Most people think the best way to learn how to do endos is baby stoppies--you know, roll in at five mph, jam on the front brake and try not to get thrown off when the back end shoots skyward. These are so dangerous--you grab all the brake at once, causing the fork to dive too fast and the rear end to rebound and kick up, and it's easy to lose the front end or flip over when you hit the bottom of the suspension travel.
A better way is to come into your practice area fast and then slowly, smoothly grab more brake. When you feel the brake pads starting to bite, throw your weight up a little and grab just a bit more brake. If you do this methodically, you'll soon float the back wheel a few feet and everything will be smooth--none of the sharp, abrupt braking or suspension loading that will cause the front wheel to wash out or the suspension to bottom. When it feels like you're getting up too high, let off the brake slowly and you'll be back on the ground. When you're new at it, anything more than two feet will make you say, "Oh my god, I'm going to flip over." But that's the best way to learn, and if you take it slow and increase your brake pressure incrementally as your comfort level increases, you'll be floating at the balance point in no time.

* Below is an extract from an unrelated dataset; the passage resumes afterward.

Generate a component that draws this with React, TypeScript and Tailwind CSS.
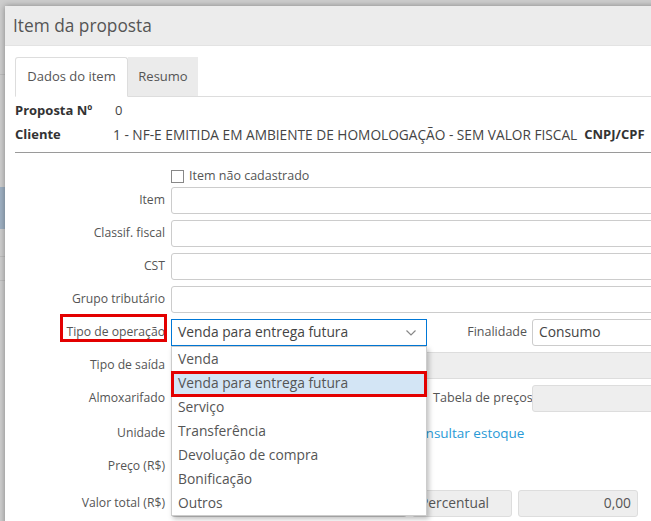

There are theories on correcting stoppies gone bad, but when you're really at the balance point and you feel like you're going over, there's not much you can do to save it. It's not like a wheelie, where you can just tap the back brake or chop the throttle and bring it back down. With most stoppies, you've got the bike in gear and the clutch pulled in. In theory, you should be able to just dump the clutch and hit the gas, and the gyroscopic force of the rear wheel spinning will actually pull the bike back down. But when you're way up and it's going over, the balance point for a stoppie is so fine and there's so much momentum carrying the bike forward that by the time you realize you've crossed over, it's too late--you're going off the bike. Well, as they say, if it were easy, everybody would be doing it.